The Riviera has abundant sunshine, superb beaches, beautiful sea, a stunning mountain backdrop, quaint villages, fabulous cuisine, and world-beating golf courses. It’s an hour by car to famous ski slopes, and yet is the warmest department in all of France!

•    Nice is the busiest airport in France after Charles de Gaulle.
•    Cannes is the biggest tourist destination after Paris, and hosted 2.5 million visits in 2006.
•    Cannes is also the second “congress city” after Paris, and hosted 320 days of congresses in 2006, and 512 032 registered delegates attended 110 different events.

Whereas we all know that past performance is not necessarily a reflection of future performance, the Riviera has been a “Star” for 120 years and the contrast with other heavily marketed “sunshine spots” in Europe… indisputable.

High Tech Investment:

The Riviera attracts 35% of R&D companies establishing in France – ahead of Paris. Americans have invested here since the 1960’s – Texas Instruments, Cisco, Nortel, American Express, HP, Accenture and many others. They total 122 high technology companies, against 84 British companies whose contingent is growing rapidly. The reasons are all around, but paramount is the skillset of the available people. French tertiary education is excellent, and generates highly skilled engineers – and educated people want to live here! They only go elsewhere if they don’t find work on the Riviera.

More specifically?

Travel east of Nice to Villefranche, Monaco, Menton, and west to Antibes and Juan les Pins. In the foothills you have Mougins, St Paul, and Valbonne…. However all investment intelligence should point you towards Cannes for income generating investment.

What would I buy?

Many South Africans focus on income-generating units with the ability to increase capital value too.
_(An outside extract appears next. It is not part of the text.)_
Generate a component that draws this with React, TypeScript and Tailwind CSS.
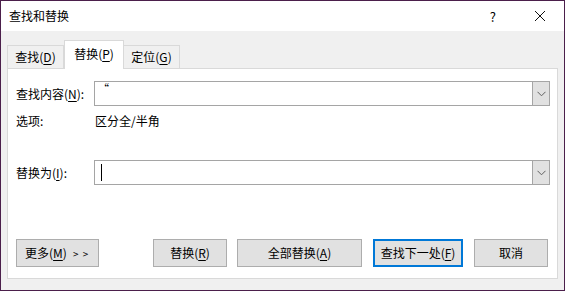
const font = { fontFamily: '"Noto Sans CJK SC", "Noto Sans", sans-serif' };

function Key({ k }: { k: string }) {
  return <span className="underline underline-offset-2">{k}</span>;
}

function Chevron() {
  return (
    <svg width="9" height="6" viewBox="0 0 9 6" className="text-[#606060]">
      <polyline points="0.5,0.8 4.5,4.8 8.5,0.8" fill="none" stroke="currentColor" strokeWidth="1" />
    </svg>
  );
}

function Combo({ children }: { children?: React.ReactNode }) {
  return (
    <div className="flex h-[25px] flex-1 border border-[#a5a5a5] bg-white">
      <div className="relative flex-1">{children}</div>
      <div className="flex w-[17px] items-center justify-center border-l border-[#a5a5a5] bg-[#e1e1e1]">
        <Chevron />
      </div>
    </div>
  );
}

function Btn({ children, w, primary }: { children: React.ReactNode; w: string; primary?: boolean }) {
  return (
    <div
      className={[
        'flex h-[28px] items-center justify-center bg-[#e1e1e1] text-[12px] text-black',
        primary ? 'border-2 border-[#0078d7]' : 'border border-[#adadad]',
        w,
      ].join(' ')}
    >
      {children}
    </div>
  );
}

export default function App() {
  return (
    <div style={font} className="flex h-[291px] w-[565px] flex-col border border-[#4b1f4b] text-[12px] text-black">
      {/* title bar */}
      <div className="flex h-[30px] items-center bg-white pl-[8px]">
        <span className="flex-1 leading-none">查找和替换</span>
        <span className="mr-[38px] text-[13px] leading-none">?</span>
        <svg width="12" height="12" viewBox="0 0 12 12" className="mr-[18px]">
          <path d="M1 1 L11 11 M11 1 L1 11" stroke="#111" strokeWidth="1" />
        </svg>
      </div>

      {/* body */}
      <div className="flex flex-1 flex-col bg-[#f0f0f0] px-[6px]">
        <div className="mt-[9px] flex h-[28px] items-end">
          <div className="flex h-[23px] w-[57px] items-center justify-center border border-b-0 border-[#d9d9d9] bg-[#f0f0f0]">
            查找(<Key k="D" />)
          </div>
          <div className="relative z-10 -mb-px flex h-[29px] w-[60px] items-center justify-center border border-b-0 border-[#d9d9d9] bg-white pb-[2px]">
            替换(<Key k="P" />)
          </div>
          <div className="flex h-[23px] w-[56px] items-center justify-center border border-b-0 border-l-0 border-[#d9d9d9] bg-[#f0f0f0]">
            定位(<Key k="G" />)
          </div>
        </div>

        <div className="flex h-[211px] flex-col border border-[#d9d9d9] bg-white pl-[8px] pr-[7px] pt-[12px]">
          <div className="flex items-center">
            <span className="w-[78px]">
              查找内容(<Key k="N" />):
            </span>
            <Combo>
              <span className="absolute left-[3px] top-[1px] text-[11px] leading-none">“</span>
            </Combo>
          </div>
          <div className="mt-[6px] flex h-[18px] items-center">
            <span className="w-[79px]">选项:</span>
            <span>区分全/半角</span>
          </div>
          <div className="mt-[30px] flex items-center">
            <span className="w-[78px]">
              替换为(<Key k="I" />):
            </span>
            <Combo>
              <span className="absolute left-[6px] top-[3px] h-[17px] w-px bg-black" />
            </Combo>
          </div>

          <div className="mt-[54px] flex items-center">
            <Btn w="w-[83px] justify-start pl-[8px]">
              <span>
                更多(<Key k="M" />)
              </span>
              <span className="ml-[6px] text-[10px] tracking-[1px]">&gt; &gt;</span>
            </Btn>
            <div className="ml-[54px]">
              <Btn w="w-[74px]">
                替换(<Key k="R" />)
              </Btn>
            </div>
            <div className="ml-[10px]">
              <Btn w="w-[125px]">
                全部替换(<Key k="A" />)
              </Btn>
            </div>
            <div className="ml-[11px]">
              <Btn w="w-[90px]" primary>
                查找下一处(<Key k="F" />)
              </Btn>
            </div>
            <div className="ml-[11px]">
              <Btn w="w-[74px]">取消</Btn>
            </div>
          </div>
        </div>
      </div>
    </div>
  );
}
Although rental properties in Cannes are of great interest to investors there is increasing interest in “luxury” apartments and villas. There’s a rental market for luxury products, and there are specialists in that market, but some prefer to enjoy them in an environment not easily matched anywhere, safe knowing that their money is well invested.

How much would I need to start?

There are smaller investment properties for under 150 000€, but a one bedroom apartment now ranges between 250 000€ and 330 000€. A typical investment looks like this:
Cost of apartment – 300 000€ (includes commissions)
Deposit (30%)                                                         100 000€
Transfer Duty (+/_ 6.5%)                                         19 500€
Consultancy fee (2 5mg cialis for sale.5%)                                             7 500€
Some renovations (if required)                                10 000€
Furnishing (if required)                                            12 000€
Investment                                                              149 000€

Can I get credit?

In 2002 the borrowing rate was 4.1%.
In 2005 rates dropped to 2.75%.
Today they’re back to just over 4%.

An attractive characteristic in France – the monthly repayment does not change, making budgeting very easy. If rates change the duration adjusts, not the monthly commitment.

Borrowing at 4%, partly self financing through rentals, and reaping 15% capital growth has been a profitable investment option for many.

And capital appreciation?

From the regional Chamber of Notaries:
•    Increases in property prices across the region had been 15.5% p.a. in the 14 quarters ending 2004.
•    In 2005 it was 16.7%.
There has been a slow down in 2006:
•    Theoule (west of Cannes) saw an increase of 25%.
•    Cannes dropped a bit to 9.4%.

•    Average price of apartments rose 12.4%.
•    Houses and villas increased by 10.9%.
•    But the winner …the price of land, which rose 17%.
Also emerging from the report:
•    Since 2000 apartments more than doubled (+123.5%).
•    In Cannes the increase was 126%.
•    Apartments increase the bigger they get in Cannes, so one bedrooms averaged 5100€ per square meter, against two and three bedrooms at 5800€ and 5900€. That surely reflects a shortage of supply of larger properties.
•    Houses and villas in Cannes rose 22% in 2006. (The average dwelling cost 898 000€.)
•    The price of a four bedroom house in Cannes rose from 1.1m. to 1.36m. euros.

Appreciation update.

The “Observatoire Immobilier” (Property Watchdog) reporting on the first six months of 2007 notes that prices are still increasing. Buyers were paying 5% more on new builds and 10% more on existing buildings compared to the same period last year. One reason quoted is the lack of offers on the market leading to a shortage of housing. Nearly 30% fewer new-builds were released in the six months than in same period in 2006, and in July properties for sale were significantly down on January.

Compared to 2006, studio prices rose 7%, one bedrooms 3%, two bedrooms 4%, and a hike of 16% for three or more bedrooms, making these the most sought after in the Cote d’Azur’s property portfolio.